*Task details*
Among the lines below, list those containing the string "index".

*Source material*
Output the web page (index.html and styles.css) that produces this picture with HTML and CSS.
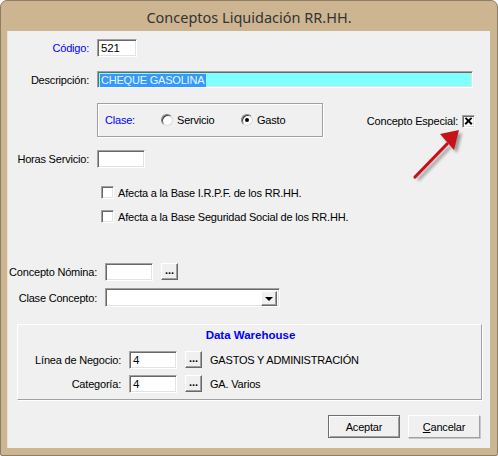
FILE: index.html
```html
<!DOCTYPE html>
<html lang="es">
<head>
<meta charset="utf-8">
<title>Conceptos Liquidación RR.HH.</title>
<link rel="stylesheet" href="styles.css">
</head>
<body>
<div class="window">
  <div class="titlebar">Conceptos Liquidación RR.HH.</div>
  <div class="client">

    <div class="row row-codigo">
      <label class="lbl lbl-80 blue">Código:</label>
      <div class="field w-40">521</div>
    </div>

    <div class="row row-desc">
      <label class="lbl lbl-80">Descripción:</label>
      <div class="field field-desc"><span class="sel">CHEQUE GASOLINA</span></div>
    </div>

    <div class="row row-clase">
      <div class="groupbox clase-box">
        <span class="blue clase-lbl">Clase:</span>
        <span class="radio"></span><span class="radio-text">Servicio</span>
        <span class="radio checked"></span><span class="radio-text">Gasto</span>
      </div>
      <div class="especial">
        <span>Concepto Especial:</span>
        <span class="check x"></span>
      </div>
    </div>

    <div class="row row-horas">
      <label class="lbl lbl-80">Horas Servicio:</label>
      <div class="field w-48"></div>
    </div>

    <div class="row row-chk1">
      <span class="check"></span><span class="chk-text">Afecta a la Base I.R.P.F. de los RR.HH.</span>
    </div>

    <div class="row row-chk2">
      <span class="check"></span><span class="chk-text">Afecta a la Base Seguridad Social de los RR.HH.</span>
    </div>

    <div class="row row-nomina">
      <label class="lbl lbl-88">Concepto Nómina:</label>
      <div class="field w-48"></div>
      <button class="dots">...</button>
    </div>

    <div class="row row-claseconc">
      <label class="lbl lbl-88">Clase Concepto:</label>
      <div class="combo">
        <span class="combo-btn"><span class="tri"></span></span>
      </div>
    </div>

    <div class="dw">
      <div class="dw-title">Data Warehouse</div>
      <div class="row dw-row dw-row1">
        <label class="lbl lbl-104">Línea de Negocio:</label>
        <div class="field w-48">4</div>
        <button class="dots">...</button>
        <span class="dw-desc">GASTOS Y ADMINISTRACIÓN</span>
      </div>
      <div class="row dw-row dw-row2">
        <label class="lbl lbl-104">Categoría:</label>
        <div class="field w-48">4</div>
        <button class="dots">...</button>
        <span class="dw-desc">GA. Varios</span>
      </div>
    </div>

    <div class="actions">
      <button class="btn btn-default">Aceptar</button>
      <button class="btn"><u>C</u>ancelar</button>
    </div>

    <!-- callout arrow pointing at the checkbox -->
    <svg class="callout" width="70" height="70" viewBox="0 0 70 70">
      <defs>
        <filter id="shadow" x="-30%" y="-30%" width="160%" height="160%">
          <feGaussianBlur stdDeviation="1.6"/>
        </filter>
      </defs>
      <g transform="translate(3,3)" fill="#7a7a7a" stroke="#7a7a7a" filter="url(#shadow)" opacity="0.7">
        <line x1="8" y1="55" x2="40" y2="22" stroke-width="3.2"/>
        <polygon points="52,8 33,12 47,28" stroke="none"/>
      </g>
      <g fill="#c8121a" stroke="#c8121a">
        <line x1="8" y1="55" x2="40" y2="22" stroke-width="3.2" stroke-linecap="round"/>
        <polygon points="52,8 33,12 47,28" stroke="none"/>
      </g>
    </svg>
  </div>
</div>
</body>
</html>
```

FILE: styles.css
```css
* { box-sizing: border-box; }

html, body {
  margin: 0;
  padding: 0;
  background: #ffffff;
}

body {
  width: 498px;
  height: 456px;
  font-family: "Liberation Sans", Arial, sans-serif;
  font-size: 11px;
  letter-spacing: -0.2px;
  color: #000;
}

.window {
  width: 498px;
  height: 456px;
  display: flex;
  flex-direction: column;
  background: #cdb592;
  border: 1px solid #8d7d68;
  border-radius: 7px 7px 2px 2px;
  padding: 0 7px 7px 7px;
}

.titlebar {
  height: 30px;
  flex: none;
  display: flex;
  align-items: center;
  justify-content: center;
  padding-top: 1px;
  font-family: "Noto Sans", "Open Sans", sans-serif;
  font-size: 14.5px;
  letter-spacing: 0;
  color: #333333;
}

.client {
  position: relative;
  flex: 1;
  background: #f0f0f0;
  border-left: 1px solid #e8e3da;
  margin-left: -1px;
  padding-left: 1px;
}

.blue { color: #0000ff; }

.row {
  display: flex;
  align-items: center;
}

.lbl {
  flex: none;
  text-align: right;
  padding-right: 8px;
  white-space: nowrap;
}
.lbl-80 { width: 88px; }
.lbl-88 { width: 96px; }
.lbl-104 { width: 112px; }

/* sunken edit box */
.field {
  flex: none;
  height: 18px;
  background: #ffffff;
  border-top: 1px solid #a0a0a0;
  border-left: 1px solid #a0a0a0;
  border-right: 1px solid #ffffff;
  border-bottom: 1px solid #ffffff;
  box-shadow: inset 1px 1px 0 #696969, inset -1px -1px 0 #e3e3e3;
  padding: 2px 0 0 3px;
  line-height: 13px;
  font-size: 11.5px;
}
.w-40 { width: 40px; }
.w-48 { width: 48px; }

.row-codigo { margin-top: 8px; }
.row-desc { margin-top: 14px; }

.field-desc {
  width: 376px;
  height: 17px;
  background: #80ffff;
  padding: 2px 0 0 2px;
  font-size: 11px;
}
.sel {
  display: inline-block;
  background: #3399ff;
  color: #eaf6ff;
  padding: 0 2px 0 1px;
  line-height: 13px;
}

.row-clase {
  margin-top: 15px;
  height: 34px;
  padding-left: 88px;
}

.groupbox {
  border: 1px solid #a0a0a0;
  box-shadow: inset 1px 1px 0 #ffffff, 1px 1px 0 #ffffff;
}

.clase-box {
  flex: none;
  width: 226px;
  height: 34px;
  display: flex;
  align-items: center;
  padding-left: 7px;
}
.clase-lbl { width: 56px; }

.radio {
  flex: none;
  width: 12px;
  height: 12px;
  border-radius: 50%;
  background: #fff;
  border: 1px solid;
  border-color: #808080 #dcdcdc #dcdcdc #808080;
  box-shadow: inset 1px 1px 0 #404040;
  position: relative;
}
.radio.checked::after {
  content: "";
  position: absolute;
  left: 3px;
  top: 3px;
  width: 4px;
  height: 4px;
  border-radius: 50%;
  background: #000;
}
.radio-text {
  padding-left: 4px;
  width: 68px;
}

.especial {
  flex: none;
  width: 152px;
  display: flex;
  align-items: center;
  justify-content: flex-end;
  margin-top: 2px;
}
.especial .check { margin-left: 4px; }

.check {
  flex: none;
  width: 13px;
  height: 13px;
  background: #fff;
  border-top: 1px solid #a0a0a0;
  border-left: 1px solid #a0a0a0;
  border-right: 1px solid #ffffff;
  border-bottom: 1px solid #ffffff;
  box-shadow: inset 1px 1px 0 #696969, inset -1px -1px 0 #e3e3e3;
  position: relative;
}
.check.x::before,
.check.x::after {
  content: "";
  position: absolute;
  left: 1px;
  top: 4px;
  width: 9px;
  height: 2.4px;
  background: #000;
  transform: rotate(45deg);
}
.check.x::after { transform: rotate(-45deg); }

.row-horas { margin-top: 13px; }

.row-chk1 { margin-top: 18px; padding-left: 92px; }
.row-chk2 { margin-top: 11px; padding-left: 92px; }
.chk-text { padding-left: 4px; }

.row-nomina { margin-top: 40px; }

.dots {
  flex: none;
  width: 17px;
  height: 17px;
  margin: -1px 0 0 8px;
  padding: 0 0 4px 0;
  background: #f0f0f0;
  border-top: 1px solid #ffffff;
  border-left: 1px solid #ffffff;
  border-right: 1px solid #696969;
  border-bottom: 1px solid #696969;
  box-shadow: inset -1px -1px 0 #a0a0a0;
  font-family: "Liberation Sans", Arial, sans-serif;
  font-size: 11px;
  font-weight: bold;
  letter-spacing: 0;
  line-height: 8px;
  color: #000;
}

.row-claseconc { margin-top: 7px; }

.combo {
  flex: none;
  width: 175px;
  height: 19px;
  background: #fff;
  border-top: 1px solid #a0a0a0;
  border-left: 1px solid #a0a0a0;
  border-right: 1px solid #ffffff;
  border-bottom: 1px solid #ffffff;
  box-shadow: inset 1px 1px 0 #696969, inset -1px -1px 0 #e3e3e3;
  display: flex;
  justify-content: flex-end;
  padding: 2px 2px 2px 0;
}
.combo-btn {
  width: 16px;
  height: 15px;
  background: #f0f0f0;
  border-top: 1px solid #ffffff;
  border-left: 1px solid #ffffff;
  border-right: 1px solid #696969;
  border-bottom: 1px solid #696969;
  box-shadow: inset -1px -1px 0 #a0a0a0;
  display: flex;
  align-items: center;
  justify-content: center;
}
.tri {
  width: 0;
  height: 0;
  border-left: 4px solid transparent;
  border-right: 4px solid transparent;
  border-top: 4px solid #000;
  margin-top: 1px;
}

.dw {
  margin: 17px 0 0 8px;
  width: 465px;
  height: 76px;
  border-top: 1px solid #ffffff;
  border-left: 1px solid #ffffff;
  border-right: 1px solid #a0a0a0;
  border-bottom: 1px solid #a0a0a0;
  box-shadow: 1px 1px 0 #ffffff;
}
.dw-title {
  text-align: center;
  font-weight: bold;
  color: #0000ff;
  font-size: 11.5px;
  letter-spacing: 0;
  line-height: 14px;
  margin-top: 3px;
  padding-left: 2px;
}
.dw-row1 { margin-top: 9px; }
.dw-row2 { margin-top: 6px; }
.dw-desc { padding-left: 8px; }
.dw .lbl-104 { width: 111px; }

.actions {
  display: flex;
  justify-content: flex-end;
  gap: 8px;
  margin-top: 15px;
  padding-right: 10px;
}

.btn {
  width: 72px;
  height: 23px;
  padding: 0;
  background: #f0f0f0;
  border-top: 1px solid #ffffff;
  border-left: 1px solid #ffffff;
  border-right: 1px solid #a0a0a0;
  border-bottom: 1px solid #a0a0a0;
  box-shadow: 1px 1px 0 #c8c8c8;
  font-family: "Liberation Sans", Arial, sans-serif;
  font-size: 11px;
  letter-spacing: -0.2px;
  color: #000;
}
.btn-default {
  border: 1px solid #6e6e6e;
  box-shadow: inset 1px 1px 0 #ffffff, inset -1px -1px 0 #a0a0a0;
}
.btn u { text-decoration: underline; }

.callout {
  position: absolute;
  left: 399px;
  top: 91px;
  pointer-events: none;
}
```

*Result*
Output the web page (index.html and styles.css) that produces this picture with HTML and CSS.
FILE: index.html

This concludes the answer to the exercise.